The presentation of forest given in the WRI publication, as well as the methodology used in the research suggests that what has been reported is relative annual change in tree cover and not forest cover. The University of Maryland defined tree cover as “all vegetation 5m height and may take the form of natural forests or plantations across a range of canopy densities”.

This definition, therefore, implies agricultural tree crops such as cocoa, cashew, rubber, among others, have likely been captured whereas the definition of forest cover excludes these agricultural tree crops. It must be noted that there is a significant difference between the two and the interchange of terminology can lead to grossly misleading conclusions.

The WRI report indicates a 60% change in loss and not a 60% loss of forest cover in one year (2017-2018) as is being discussed on various media platforms across the country. A further interrogation of the original research data however indicates this figure to be 31.3%. The Forestry Commission intends to write the WRI to correct this error in the analysis of the original research data.

The caption used for the report was misleading in that WRI used forest cover instead of tree cover. The use of the term primary forest is not explained in the context of the article. Primary forest is defined as “Naturally regenerated forest of native species, where there are no clearly visible indications of human activities and the ecological processes are not significantly disturbed” (FAO, 2015). Therefore, the study setting the minimum tree cover at 30% does not represent primary forest.

It is worthy of note that since 2018, an Initiative that seeks to improve cocoa farms in the various cocoa growing areas with the clearing of unproductive trees to make way for high – yielding varieties has been running.

Similarly, under the Canopy Substitution Strategy of the Cashew Development Project, which has been introduced to cashew farmers poor yielding varieties are cut down to make way for high – yielding ones.

Another point worth noting is that some farmers have been cutting down their cocoa trees to make way for rubber plantations. This cannot be classified as deforestation because cocoa farms are not considered as forests.

Cumulatively, the satellite capture of the tree cover change under these initiatives have been misrepresented as primary forest cover loss.

Major Interventions

Forestry Commission has put in place a lot of interventions to improve forest cover.

REDD + is an internationally accepted mechanism to combat climate change. As part of REDD+ interventions, there is massive implementation of Climate Smart Cocoa Practices which involve increasing shade on cocoa farms; setting up of rural service centres for easy access to farm inputs; increased cocoa extension services and replanting of old cocoa farms; establishment of viable additional livelihood schemes and, improved planting design for yield increment and improved livelihoods.

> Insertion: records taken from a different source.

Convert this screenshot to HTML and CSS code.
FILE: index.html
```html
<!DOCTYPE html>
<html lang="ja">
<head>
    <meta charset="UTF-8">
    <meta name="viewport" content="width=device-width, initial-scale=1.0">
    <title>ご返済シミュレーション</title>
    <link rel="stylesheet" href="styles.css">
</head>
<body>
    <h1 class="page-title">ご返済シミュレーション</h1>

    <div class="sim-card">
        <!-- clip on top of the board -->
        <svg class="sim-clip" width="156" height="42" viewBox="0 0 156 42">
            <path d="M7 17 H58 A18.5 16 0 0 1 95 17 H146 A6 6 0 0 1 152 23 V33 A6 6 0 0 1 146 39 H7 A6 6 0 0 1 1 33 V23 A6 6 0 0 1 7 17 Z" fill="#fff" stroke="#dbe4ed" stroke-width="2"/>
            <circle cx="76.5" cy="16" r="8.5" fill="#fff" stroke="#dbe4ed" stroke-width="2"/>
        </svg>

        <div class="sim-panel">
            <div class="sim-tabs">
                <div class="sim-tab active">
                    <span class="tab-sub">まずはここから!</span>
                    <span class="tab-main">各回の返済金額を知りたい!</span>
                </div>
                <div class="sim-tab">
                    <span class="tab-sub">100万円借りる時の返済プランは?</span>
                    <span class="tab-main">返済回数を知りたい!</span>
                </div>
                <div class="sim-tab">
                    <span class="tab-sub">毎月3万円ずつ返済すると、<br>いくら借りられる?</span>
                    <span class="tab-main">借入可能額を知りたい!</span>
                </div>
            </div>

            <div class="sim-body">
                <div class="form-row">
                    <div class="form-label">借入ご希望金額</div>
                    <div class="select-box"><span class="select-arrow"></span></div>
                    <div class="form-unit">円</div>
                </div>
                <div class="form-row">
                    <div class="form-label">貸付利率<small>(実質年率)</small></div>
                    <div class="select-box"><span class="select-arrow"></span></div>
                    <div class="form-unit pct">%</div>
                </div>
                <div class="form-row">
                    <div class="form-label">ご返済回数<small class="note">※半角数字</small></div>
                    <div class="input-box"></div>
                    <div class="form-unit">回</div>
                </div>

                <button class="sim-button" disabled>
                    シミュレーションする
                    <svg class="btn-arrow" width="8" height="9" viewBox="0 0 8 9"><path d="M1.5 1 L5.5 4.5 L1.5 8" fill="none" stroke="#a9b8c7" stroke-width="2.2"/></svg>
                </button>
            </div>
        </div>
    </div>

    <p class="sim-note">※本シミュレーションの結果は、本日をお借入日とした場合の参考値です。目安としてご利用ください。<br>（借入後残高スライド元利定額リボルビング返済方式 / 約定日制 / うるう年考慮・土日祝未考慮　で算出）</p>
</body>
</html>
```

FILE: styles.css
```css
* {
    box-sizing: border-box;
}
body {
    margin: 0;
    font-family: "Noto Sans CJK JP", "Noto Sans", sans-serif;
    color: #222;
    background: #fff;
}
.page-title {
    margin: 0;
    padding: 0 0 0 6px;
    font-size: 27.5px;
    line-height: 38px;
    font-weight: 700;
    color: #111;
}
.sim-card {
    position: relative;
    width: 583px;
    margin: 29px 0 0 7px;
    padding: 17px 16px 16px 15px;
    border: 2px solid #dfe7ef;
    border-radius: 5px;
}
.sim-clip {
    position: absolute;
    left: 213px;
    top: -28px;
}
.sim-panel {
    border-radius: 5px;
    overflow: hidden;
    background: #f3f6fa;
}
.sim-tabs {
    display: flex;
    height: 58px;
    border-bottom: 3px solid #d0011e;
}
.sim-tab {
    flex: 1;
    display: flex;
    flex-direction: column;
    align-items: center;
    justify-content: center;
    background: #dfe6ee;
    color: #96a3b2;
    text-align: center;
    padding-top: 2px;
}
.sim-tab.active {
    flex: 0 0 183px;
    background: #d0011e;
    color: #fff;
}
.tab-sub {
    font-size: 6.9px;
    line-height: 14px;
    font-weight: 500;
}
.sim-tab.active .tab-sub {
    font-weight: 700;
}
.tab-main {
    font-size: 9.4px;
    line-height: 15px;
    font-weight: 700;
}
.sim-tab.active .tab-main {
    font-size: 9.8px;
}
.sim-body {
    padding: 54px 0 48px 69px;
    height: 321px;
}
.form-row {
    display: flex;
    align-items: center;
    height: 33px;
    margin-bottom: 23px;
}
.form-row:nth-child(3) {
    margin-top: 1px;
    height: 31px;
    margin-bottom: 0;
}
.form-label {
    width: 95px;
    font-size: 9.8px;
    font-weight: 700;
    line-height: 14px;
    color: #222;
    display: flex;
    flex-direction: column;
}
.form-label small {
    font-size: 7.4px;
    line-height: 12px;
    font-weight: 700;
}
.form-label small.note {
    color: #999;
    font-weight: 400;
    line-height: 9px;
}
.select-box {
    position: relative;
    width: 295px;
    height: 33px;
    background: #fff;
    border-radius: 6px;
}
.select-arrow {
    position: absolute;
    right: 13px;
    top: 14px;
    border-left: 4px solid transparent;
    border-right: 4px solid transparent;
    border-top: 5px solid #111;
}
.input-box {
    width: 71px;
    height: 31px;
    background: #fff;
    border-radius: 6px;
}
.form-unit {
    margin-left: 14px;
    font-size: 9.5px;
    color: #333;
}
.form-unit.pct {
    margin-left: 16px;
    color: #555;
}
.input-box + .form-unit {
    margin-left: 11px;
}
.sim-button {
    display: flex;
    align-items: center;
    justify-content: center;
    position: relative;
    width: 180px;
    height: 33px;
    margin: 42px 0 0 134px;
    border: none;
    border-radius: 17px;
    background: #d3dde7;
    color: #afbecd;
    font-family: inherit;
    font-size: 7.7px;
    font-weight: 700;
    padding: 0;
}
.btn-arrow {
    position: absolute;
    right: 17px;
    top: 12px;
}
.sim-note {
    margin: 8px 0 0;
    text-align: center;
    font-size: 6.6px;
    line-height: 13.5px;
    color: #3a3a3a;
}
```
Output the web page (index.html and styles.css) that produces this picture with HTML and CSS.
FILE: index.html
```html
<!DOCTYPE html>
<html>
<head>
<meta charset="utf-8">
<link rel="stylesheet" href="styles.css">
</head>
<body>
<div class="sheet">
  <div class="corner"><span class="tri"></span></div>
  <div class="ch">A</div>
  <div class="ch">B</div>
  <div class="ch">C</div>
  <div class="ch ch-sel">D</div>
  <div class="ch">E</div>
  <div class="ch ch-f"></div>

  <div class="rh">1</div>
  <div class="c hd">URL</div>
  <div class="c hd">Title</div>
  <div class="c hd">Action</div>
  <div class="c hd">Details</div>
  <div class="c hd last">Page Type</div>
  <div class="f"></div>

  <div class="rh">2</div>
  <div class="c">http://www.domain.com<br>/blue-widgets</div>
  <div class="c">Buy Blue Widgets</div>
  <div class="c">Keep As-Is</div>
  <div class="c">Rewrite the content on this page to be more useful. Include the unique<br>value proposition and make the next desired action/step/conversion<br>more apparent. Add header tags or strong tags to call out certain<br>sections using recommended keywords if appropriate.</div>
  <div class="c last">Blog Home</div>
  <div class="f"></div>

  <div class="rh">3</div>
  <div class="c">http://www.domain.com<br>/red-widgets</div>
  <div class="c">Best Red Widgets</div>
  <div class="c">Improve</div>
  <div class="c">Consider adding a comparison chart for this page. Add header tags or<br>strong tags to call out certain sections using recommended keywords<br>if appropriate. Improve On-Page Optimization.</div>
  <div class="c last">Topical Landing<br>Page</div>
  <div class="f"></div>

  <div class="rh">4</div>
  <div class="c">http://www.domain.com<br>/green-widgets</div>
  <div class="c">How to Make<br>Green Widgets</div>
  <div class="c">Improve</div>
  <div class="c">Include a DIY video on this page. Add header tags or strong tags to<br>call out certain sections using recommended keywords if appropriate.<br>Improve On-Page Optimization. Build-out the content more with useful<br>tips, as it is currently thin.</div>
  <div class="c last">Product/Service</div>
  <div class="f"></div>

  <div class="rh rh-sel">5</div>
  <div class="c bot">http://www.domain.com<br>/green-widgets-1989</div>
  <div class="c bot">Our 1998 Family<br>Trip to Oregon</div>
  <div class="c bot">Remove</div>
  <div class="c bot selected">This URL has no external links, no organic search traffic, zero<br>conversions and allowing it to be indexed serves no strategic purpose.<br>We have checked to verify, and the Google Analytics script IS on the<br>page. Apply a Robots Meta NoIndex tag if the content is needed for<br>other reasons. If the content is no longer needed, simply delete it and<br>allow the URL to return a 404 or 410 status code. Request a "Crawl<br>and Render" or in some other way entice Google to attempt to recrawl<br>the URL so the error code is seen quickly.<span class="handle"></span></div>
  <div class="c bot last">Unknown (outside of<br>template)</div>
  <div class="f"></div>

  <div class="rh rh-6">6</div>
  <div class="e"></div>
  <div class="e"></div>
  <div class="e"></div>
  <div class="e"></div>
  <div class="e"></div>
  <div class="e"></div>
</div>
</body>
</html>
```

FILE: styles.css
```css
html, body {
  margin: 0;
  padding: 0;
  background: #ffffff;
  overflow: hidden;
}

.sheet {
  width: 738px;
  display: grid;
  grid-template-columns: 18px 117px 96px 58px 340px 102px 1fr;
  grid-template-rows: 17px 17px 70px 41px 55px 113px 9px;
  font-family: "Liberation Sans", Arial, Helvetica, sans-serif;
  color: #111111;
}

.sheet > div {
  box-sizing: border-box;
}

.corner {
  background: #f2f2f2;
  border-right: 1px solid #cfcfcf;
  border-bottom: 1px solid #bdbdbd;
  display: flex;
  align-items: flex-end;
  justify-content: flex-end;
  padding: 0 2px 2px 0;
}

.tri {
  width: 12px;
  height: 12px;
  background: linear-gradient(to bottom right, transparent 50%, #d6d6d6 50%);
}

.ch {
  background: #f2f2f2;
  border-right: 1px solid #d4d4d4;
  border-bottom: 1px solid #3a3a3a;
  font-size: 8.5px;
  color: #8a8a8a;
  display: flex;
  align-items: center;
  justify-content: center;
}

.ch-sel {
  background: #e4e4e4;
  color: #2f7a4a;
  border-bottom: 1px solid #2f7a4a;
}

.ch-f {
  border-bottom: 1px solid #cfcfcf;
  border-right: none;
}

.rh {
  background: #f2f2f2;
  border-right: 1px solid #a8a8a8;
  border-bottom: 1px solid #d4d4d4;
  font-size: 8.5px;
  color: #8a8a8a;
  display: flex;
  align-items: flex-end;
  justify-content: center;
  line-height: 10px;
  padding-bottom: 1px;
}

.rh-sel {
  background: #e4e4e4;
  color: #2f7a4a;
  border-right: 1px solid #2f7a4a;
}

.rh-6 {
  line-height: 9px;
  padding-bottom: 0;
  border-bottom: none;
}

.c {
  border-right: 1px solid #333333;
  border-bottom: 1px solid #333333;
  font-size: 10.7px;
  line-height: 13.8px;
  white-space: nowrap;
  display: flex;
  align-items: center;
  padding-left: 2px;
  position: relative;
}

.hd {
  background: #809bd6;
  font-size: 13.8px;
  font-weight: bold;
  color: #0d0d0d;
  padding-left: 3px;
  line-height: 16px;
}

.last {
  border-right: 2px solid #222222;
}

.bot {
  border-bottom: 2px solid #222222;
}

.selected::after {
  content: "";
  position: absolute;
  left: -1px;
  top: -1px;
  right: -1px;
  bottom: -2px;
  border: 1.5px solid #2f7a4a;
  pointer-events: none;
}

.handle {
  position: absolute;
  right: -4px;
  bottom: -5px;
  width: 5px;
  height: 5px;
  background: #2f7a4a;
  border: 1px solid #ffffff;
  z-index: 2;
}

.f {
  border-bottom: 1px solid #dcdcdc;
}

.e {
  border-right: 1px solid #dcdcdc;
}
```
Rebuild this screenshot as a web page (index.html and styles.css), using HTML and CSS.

The cocoa private sector and the Government of Ghana have also signed onto the Cocoa and Forests Initiative to halt deforestation in the chocolate and cocoa supply chains by promoting climate-smart cocoa practices.

Another key initiative to help combat illegal logging is the Voluntary Partnership Agreement (VPA) with the European Union. Under this Initiative, Ghana is strengthening its law enforcement capacity by developing a robust wood traceability system. This system has introduced an electronic capture and reconciliation of timber transaction data in a manner that allows the tracing of timber from the point of sale to its source. By allowing only timber that is traceable for sale, illegally logged timber is largely eliminated from the supply chains.

Community Resource Management Area (CREMAs) Concept is an intervention that seeks to empower forest fringed communities to increase their sources of livelihoods as a way of diverting their attention from forest illegalities.

This mechanism seeks partly to put the management of the natural resource in the hands of the communities thereby giving them a sense of ownership. It helps to protect the natural resource, while at the same time putting money in the pockets of the fringed communities.

The Youth in Afforestation Programme has employed over 60, 000 youth, who hitherto were unemployed, to help in afforestation throughout the country. Since its inception in April 2018, it has culminated in the planting of over 22,000 ha.

One intervention worth noting is the Modified Taungya System (MTS), which a form of agro – forestry. Degraded portions are given to farmers to plant trees, while intercropping them with foodstuffs. When there is a canopy closure, the farmers are moved to another area to do same.

Having realized that farmers cannot sit idle till the trees mature, that is in areas where all degraded areas have been planted up, Forestry Commission has also introduced the WOTRO Trees on Farm Programme where shade- loving plants like Grains of Paradise and Black Pepper have been introduced to farmers to once again give them sources of income, as they nurture the trees. Honey production is also another aspect of this programme.

The Commission has engaged the private sector in plantations development and as at the end of 2018, over 50,000 hectares have been planted.

To ensure law enforcement of forest and wildlife laws, the Rapid Response Unit has been set up to operate in hot – spot areas of forest illegalities. Their operations have helped reduced illegalities.

Closely related to the point above is that frontline staff of the Commission have undergone military training at the Asutuare Military Camp. This is to hone their skills in forest protection and clamp down on forest illegalities. Forestry Commission Forest Data (2012 – 2018)

From 2012 to 2018, data analyzed over the period indicates that at the end of 2012, total area under forest cover in Ghana was 6,235,102.32 ha. This figure increased to 6,357,876.03 ha at the end of 2018. This shows a marginal increase of 1.96% in total forest cover over the period. The increase in the open forest is attributable to the on-going plantation development drive, both public and private as well as the regeneration stimulated by the opening up of the closed forest. The table and the maps below testify to this.

Open Forest: Annual Average Forest Gain = 0.90%

Closed Forest: Annual Average Forest Loss = 0.96%

Conclusion

Forestry Commission holds on to its mission to “Sustainably develop and manage Ghana’s forest and wildlife resources”. It will, therefore, continue to engage in forest improvement and protection activities to restore Ghana’s forest cover.